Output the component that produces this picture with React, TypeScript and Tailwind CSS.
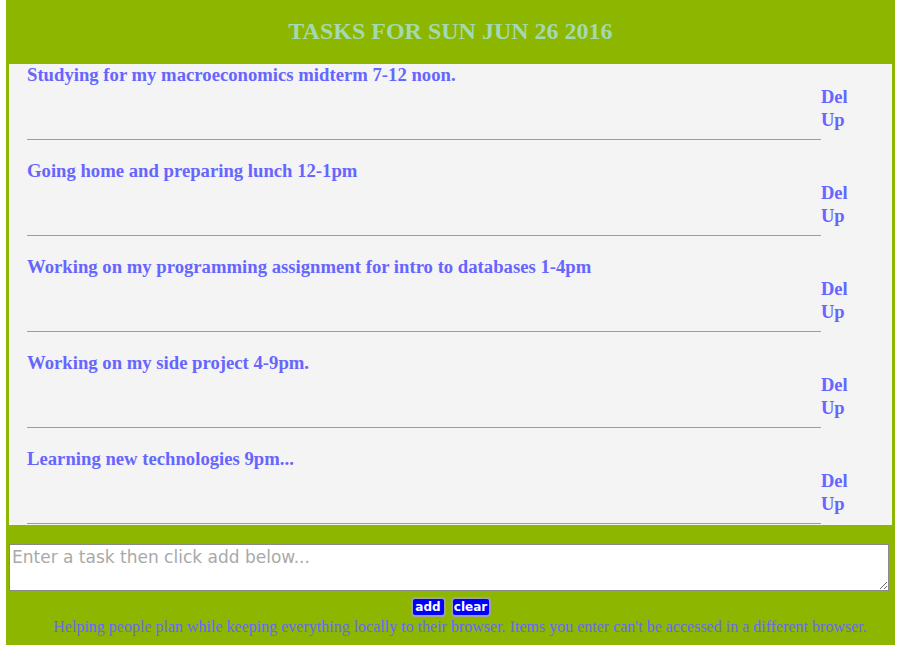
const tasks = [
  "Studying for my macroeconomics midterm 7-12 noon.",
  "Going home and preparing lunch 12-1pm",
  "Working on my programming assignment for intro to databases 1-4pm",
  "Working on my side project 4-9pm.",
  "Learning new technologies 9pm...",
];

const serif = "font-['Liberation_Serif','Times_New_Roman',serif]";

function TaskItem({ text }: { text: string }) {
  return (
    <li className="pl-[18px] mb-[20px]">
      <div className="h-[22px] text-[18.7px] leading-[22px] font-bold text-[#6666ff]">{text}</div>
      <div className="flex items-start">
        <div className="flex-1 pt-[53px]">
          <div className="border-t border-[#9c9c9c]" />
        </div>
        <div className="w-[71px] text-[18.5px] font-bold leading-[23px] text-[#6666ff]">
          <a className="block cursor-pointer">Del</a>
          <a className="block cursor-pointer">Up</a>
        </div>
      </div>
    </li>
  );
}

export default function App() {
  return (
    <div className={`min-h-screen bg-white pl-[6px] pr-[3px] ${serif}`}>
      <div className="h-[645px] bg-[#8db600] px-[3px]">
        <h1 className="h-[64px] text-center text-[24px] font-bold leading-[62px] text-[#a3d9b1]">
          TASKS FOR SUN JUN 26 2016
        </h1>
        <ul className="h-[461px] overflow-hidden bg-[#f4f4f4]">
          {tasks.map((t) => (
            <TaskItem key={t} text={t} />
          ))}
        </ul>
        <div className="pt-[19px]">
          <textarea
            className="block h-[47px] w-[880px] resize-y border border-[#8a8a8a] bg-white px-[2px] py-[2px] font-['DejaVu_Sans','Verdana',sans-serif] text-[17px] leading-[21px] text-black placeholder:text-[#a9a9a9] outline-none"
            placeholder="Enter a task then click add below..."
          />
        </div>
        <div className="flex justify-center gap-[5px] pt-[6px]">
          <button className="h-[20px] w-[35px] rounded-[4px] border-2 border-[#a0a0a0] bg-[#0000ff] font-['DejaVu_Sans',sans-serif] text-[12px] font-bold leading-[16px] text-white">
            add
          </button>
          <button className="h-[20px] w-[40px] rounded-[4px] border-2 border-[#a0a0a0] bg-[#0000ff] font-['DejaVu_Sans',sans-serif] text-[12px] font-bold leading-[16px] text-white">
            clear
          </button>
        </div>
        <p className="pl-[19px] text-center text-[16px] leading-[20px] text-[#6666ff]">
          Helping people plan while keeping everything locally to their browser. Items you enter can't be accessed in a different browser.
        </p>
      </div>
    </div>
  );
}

+++++

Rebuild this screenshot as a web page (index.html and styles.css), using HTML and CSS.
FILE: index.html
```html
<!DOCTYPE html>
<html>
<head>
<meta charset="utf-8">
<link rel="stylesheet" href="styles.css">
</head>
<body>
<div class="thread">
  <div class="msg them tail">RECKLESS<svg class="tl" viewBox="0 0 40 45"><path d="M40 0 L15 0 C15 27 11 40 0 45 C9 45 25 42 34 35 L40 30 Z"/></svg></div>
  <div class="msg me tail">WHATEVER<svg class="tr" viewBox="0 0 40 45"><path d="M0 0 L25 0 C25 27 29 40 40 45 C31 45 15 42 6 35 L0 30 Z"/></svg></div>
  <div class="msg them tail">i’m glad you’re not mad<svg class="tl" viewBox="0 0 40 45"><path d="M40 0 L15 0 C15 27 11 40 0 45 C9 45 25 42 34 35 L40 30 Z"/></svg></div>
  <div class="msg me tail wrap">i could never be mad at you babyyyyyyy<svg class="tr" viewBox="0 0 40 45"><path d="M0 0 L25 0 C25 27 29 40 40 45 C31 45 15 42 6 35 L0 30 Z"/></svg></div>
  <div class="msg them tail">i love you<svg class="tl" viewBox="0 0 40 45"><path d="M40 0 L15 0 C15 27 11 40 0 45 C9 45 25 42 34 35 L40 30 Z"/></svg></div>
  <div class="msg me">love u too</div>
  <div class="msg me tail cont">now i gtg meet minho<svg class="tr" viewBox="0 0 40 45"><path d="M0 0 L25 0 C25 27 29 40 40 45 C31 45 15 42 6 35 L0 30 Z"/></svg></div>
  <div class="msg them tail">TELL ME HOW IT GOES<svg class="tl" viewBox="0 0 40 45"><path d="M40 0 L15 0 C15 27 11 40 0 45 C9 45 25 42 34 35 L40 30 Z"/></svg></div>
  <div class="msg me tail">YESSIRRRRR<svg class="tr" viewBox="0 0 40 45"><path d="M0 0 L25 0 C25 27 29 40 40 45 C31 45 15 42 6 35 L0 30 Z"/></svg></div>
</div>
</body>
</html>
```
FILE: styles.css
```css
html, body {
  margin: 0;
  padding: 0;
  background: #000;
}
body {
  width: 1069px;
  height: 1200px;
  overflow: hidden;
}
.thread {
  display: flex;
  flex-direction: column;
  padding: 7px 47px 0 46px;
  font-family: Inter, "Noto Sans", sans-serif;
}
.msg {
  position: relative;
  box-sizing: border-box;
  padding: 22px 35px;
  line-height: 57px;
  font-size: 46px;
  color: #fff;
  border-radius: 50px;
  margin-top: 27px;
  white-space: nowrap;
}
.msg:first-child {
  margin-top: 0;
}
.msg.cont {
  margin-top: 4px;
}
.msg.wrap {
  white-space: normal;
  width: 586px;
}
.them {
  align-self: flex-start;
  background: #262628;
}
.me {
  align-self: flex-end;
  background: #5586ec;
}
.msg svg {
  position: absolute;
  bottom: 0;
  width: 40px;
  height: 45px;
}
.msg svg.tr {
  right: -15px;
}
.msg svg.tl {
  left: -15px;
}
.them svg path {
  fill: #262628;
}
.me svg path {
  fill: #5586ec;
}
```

+++++

◆ **Directions for this task**: Scan the listing above for the word "styles" and show each line where it is found.

◆ **Response to this task**:
Rebuild this screenshot as a web page (index.html and styles.css), using HTML and CSS.
<link rel="stylesheet" href="styles.css">
FILE: styles.css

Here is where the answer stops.